“Give me your tired, your poor
your huddled masses yearning to breath free,
the wretched refuse of your teaming shore.
Send these, the homeless, tempest-tost to me;
I lift my lamp beside the golden door!”
from The New Colossus by Emma Lazarus (1883)
No Good Deed Goes Unpunished
There is a refugee crisis in Europe – There is a refugee crisis in Europe – There is a refugee crisis in Europe
Do you believe me there is a refugee crisis in Europe? There is, and it has been thee story on this side of the pond. The refugees, specifically the refugees from Syria, are in crisis. And their desperation and subsequent determination to find shelter in Europe is prompting a crisis of politics and conscious in Europe.
A conservative and high-ranking member of parliament wrote an opinion in the Aftenposten (newspaper of record) last Thursday. The title was, “Fra dugnads retorikk til realiterer.” It was meant to make people think about the bold and generous pronouncements they make in the social, help-thy-neighbor, gatherings and the reality if all that generous talk has to be backed up with action. The Norwegians have a rich history of charity towards refugees around the world. Their magnanimity is now being put to the test.
According to TheLocal.no (9 Nov. 2015) almost 2,500 asylum seekers came to Norway last week. The pace of people seeking refuge in Norway is about 30,000. In a nation of about 5 million that is a significant number. America would have to take in almost 2 million refugees to match that proportion of its population.
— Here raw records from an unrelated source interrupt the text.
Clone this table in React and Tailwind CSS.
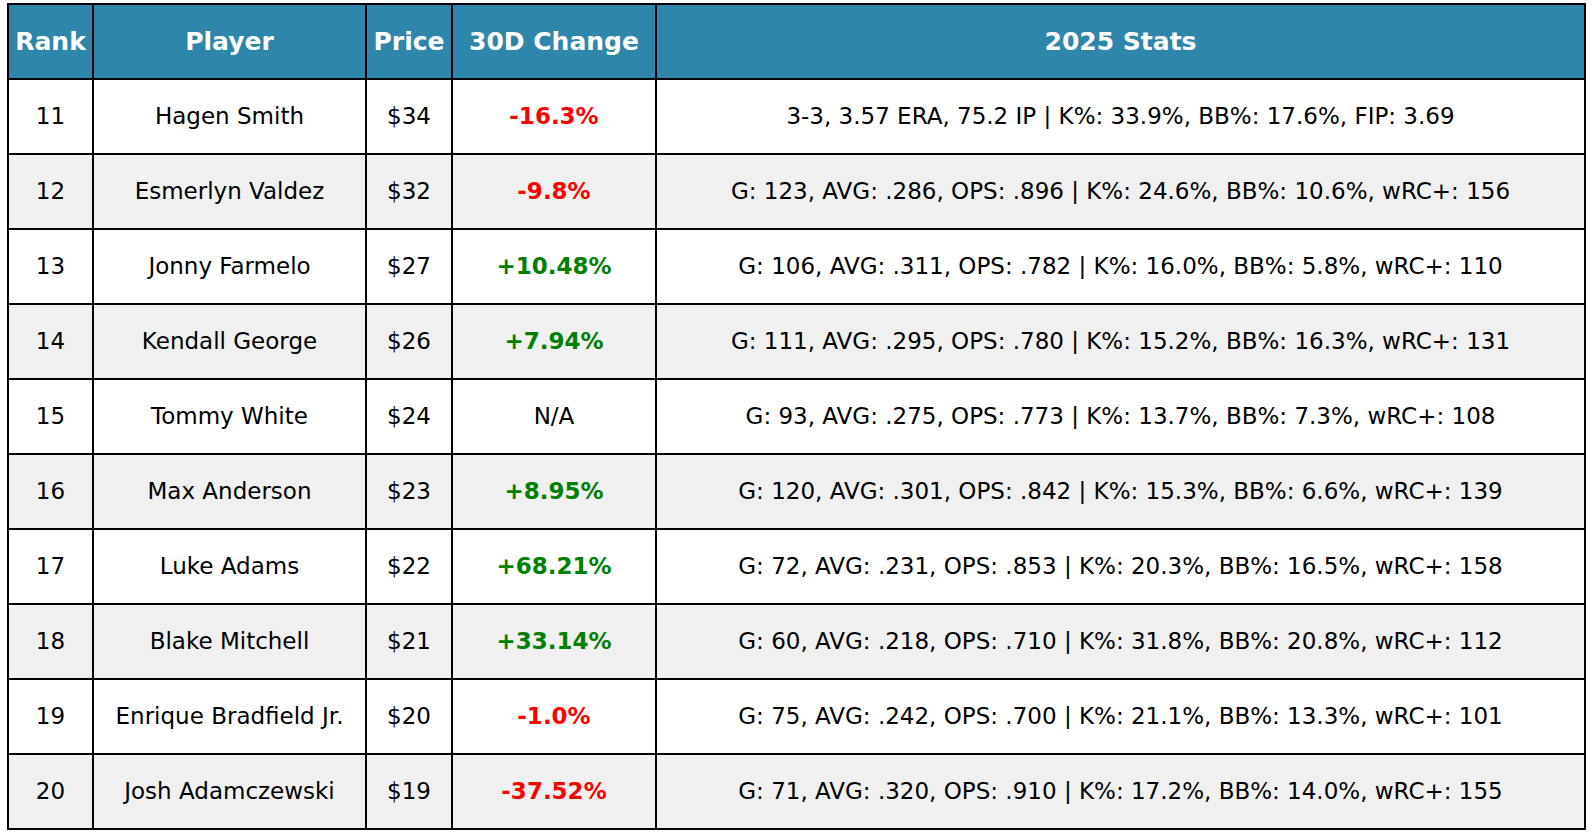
const rows = [
  ["11", "Hagen Smith", "$34", "-16.3%", "3-3, 3.57 ERA, 75.2 IP | K%: 33.9%, BB%: 17.6%, FIP: 3.69"],
  ["12", "Esmerlyn Valdez", "$32", "-9.8%", "G: 123, AVG: .286, OPS: .896 | K%: 24.6%, BB%: 10.6%, wRC+: 156"],
  ["13", "Jonny Farmelo", "$27", "+10.48%", "G: 106, AVG: .311, OPS: .782 | K%: 16.0%, BB%: 5.8%, wRC+: 110"],
  ["14", "Kendall George", "$26", "+7.94%", "G: 111, AVG: .295, OPS: .780 | K%: 15.2%, BB%: 16.3%, wRC+: 131"],
  ["15", "Tommy White", "$24", "N/A", "G: 93, AVG: .275, OPS: .773 | K%: 13.7%, BB%: 7.3%, wRC+: 108"],
  ["16", "Max Anderson", "$23", "+8.95%", "G: 120, AVG: .301, OPS: .842 | K%: 15.3%, BB%: 6.6%, wRC+: 139"],
  ["17", "Luke Adams", "$22", "+68.21%", "G: 72, AVG: .231, OPS: .853 | K%: 20.3%, BB%: 16.5%, wRC+: 158"],
  ["18", "Blake Mitchell", "$21", "+33.14%", "G: 60, AVG: .218, OPS: .710 | K%: 31.8%, BB%: 20.8%, wRC+: 112"],
  ["19", "Enrique Bradfield Jr.", "$20", "-1.0%", "G: 75, AVG: .242, OPS: .700 | K%: 21.1%, BB%: 13.3%, wRC+: 101"],
  ["20", "Josh Adamczewski", "$19", "-37.52%", "G: 71, AVG: .320, OPS: .910 | K%: 17.2%, BB%: 14.0%, wRC+: 155"],
];

const headers = ["Rank", "Player", "Price", "30D Change", "2025 Stats"];

function changeClass(v) {
  if (v.startsWith("+")) return "text-[#008000] font-bold";
  if (v.startsWith("-")) return "text-[#ff0000] font-bold";
  return "text-black";
}

export default function App() {
  return (
    <div className="w-[1592px] h-[833px] bg-white pl-[7px] pt-[3px] font-['DejaVu_Sans',sans-serif]">
      <table className="border-collapse table-fixed w-[1579px]">
        <colgroup>
          <col className="w-[85px]" />
          <col className="w-[273px]" />
          <col className="w-[86px]" />
          <col className="w-[204px]" />
          <col className="w-[929px]" />
        </colgroup>
        <thead>
          <tr className="h-[75px] bg-[#2e86ab]">
            {headers.map((h) => (
              <th key={h} className="border-2 border-black text-white font-bold text-[25px] text-center p-0 whitespace-nowrap">
                {h}
              </th>
            ))}
          </tr>
        </thead>
        <tbody>
          {rows.map((r, i) => (
            <tr key={r[0]} className={`h-[75px] ${i % 2 ? "bg-[#f0f0f0]" : "bg-white"}`}>
              <td className="border-2 border-black text-center text-[23px] p-0 text-black">{r[0]}</td>
              <td className="border-2 border-black text-center text-[23px] p-0 text-black whitespace-nowrap">{r[1]}</td>
              <td className="border-2 border-black text-center text-[23px] p-0 text-black">{r[2]}</td>
              <td className={`border-2 border-black text-center text-[23px] p-0 ${changeClass(r[3])}`}>{r[3]}</td>
              <td className="border-2 border-black text-center text-[23px] p-0 text-black whitespace-nowrap">{r[4]}</td>
            </tr>
          ))}
        </tbody>
      </table>
    </div>
  );
}
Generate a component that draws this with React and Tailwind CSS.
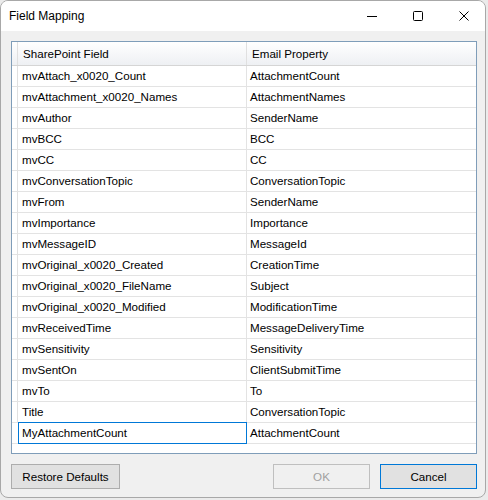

I can imagine that if 2 million people were coming to America for refuge from crises in their homeland then there would be a powerful political backlash. I don’t have to imagine that backlash happening in Europe in general or Norway in particular.
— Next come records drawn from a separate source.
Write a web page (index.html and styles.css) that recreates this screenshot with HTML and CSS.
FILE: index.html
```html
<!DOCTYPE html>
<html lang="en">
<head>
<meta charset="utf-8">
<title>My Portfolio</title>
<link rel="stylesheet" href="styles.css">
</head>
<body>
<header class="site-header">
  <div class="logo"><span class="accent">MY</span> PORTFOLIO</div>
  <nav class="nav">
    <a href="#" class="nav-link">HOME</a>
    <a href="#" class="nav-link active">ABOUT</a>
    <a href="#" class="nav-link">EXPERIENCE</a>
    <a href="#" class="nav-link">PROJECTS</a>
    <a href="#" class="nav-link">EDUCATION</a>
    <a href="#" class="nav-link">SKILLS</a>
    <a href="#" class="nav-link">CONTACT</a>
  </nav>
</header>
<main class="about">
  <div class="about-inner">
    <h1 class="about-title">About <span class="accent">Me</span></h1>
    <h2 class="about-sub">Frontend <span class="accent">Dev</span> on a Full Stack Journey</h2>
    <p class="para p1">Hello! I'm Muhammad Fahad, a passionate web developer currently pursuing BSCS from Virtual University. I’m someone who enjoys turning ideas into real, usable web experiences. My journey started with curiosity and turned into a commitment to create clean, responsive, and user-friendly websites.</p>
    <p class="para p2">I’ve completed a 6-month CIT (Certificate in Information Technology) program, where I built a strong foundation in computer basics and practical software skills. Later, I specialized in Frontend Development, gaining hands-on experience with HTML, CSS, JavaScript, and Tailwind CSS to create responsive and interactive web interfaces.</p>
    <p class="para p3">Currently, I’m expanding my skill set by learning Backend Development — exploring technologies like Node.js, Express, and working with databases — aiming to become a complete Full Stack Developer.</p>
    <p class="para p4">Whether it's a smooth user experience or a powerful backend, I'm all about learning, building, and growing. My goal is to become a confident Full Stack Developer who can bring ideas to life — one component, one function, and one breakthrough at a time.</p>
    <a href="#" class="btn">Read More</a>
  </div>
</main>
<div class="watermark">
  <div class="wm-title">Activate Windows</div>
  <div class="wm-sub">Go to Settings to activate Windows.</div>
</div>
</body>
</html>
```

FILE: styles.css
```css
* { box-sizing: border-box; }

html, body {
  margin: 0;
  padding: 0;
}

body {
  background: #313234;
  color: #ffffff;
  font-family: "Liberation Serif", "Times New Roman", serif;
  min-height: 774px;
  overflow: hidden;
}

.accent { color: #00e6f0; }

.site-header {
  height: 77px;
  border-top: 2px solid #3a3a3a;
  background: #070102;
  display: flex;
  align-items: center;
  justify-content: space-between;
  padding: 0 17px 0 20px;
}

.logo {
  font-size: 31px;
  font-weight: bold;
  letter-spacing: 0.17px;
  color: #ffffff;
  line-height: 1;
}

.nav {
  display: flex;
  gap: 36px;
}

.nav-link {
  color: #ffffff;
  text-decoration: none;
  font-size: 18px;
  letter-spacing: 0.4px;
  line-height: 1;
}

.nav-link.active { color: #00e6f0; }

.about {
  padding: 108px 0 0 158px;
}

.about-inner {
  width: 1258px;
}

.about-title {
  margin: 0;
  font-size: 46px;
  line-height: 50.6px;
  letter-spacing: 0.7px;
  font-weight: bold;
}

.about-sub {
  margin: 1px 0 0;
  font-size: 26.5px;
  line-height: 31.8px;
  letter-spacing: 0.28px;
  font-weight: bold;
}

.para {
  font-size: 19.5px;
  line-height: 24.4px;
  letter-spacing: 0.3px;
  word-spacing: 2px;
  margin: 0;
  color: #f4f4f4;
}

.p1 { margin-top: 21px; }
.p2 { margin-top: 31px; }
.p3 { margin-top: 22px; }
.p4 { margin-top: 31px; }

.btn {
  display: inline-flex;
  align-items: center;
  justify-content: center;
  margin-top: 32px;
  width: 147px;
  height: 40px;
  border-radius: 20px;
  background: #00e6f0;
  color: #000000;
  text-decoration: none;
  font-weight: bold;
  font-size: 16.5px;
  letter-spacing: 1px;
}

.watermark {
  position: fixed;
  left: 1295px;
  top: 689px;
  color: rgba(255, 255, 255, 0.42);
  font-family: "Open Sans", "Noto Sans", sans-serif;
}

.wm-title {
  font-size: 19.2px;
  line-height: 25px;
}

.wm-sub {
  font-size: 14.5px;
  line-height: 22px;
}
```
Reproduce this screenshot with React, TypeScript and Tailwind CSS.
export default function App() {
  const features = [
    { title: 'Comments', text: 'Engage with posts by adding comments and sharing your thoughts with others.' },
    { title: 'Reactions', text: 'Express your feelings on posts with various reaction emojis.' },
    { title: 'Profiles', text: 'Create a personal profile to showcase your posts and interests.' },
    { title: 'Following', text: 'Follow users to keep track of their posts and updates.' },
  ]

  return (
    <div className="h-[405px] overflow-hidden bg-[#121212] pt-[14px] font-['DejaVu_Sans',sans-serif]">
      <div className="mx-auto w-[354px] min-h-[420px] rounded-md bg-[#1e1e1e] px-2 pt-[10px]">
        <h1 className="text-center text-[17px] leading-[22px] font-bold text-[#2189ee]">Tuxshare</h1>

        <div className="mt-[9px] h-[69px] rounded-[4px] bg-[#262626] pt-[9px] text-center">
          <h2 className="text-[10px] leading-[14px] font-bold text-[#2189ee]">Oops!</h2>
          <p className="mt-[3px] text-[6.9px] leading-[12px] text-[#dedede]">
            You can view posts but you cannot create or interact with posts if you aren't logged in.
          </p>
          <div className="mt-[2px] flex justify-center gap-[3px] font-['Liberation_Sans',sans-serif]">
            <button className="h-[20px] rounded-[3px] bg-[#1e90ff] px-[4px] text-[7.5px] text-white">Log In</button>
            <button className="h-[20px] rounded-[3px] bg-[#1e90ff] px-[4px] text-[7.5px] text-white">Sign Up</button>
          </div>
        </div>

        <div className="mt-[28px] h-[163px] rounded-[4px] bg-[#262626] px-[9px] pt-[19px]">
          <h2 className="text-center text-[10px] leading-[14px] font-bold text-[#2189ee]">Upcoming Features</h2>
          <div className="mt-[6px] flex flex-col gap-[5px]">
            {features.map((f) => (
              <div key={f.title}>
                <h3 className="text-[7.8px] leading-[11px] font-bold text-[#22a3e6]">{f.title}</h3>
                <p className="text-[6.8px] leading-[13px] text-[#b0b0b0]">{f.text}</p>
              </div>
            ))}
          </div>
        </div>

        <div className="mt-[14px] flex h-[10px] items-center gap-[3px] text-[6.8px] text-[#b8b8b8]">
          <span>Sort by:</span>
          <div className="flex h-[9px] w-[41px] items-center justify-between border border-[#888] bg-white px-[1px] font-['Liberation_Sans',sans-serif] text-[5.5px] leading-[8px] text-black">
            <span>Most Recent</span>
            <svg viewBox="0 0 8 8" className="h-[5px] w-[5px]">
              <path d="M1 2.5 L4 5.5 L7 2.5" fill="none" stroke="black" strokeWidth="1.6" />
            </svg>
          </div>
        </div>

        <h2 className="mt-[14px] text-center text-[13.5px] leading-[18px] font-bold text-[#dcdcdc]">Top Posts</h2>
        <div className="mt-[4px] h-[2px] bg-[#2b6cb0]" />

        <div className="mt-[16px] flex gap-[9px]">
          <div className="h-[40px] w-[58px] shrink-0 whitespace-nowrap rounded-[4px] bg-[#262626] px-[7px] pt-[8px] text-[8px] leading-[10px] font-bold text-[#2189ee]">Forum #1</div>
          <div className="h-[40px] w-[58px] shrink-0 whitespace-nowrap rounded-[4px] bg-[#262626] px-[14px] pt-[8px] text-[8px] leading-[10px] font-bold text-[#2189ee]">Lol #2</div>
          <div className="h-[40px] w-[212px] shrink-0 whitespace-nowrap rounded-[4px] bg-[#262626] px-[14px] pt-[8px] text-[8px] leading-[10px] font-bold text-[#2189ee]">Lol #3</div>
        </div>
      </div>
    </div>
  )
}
Conservative movements do well campaigning against immigration. In America the rhetoric is unvarnished and caustic. The words in Norway have been more measured and calculating but unmistakable: there are too many immigrants as it is – no more. The liberals made inroads on the conservatives in the elections earlier this fall, will this foreign crisis be the thing that scuttles their domestic political gains?
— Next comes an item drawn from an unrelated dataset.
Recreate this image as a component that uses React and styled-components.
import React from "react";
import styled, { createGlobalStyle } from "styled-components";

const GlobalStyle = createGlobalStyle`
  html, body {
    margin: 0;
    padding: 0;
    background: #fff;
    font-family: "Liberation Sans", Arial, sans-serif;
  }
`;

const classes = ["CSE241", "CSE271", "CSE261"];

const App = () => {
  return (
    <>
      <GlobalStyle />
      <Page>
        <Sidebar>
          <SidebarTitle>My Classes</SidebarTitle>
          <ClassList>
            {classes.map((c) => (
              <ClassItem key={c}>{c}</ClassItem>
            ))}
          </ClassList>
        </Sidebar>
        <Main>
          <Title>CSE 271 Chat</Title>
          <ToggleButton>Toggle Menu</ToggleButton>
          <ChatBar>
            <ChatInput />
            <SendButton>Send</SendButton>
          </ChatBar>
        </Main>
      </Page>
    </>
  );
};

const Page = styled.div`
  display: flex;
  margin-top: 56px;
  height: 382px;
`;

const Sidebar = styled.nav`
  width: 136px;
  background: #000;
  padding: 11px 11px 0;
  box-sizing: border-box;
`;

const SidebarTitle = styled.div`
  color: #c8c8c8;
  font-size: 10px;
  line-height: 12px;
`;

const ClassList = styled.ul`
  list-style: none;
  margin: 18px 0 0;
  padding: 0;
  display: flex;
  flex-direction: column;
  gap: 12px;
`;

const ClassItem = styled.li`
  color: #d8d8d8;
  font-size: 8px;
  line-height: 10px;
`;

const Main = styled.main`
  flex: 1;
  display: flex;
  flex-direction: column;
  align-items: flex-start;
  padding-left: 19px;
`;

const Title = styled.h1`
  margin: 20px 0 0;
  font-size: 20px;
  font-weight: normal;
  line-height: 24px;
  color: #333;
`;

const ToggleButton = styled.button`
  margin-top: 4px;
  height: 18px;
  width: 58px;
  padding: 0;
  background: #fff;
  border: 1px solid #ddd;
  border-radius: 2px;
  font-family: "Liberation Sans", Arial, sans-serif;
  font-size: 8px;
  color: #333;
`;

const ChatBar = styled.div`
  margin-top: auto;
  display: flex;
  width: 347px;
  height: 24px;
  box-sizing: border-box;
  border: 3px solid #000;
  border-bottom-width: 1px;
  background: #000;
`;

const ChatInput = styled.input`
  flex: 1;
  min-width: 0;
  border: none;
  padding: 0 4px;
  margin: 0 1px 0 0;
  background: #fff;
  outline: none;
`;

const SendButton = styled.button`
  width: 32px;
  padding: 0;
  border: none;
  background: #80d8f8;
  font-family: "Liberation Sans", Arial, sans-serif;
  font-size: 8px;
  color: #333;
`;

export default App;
Last week I was in Horten. Newspapers around Norway, there are a lot of local newspapers in Norway (a topic for another day) talk about this issue because refugees are settled all over the country. In the local paper, the Gjengangeren, I read that a group of refugees was expected in town, in the same hotel in which I was staying. I stayed Tuesday and Wednesday nights, they were coming on Friday. My room for two nights, theirs for…who knows?
I taught three classes today about minorities groups and movement. The first part of the lesson concerns the Chinese who came to America in the middle of the 19th Century. We start by trying to learn those famous lines from Emma Lazarus by heart and then measure the experiences of those Chinese men against it.
The rhetoric did not match the experience. In fact the Americans became so unnerved about the influx and presence of Chinese in America they passed a law against them. In 1882 The Chinese Exclusion Act banned immigration for 10 years.
How long did the law actually last: 2 years, 10 years, or more?
How much more?
84 years! The American government banned Chinese immigration until 1965, along with most immigration from all ethnic groups since 1923. Now there is a big difference between immigrants seeking better economic opportunities and those fleeing a war zone. But there seems to be a similarity in the reactions such cultural shifts those movements of people provoke.
In Norway I will get a front-row seat to this all-to-real human drama. My countrymen in the States might watch it on TV. I wonder how this will play out in Europe? I wonder if America will really do anything about it?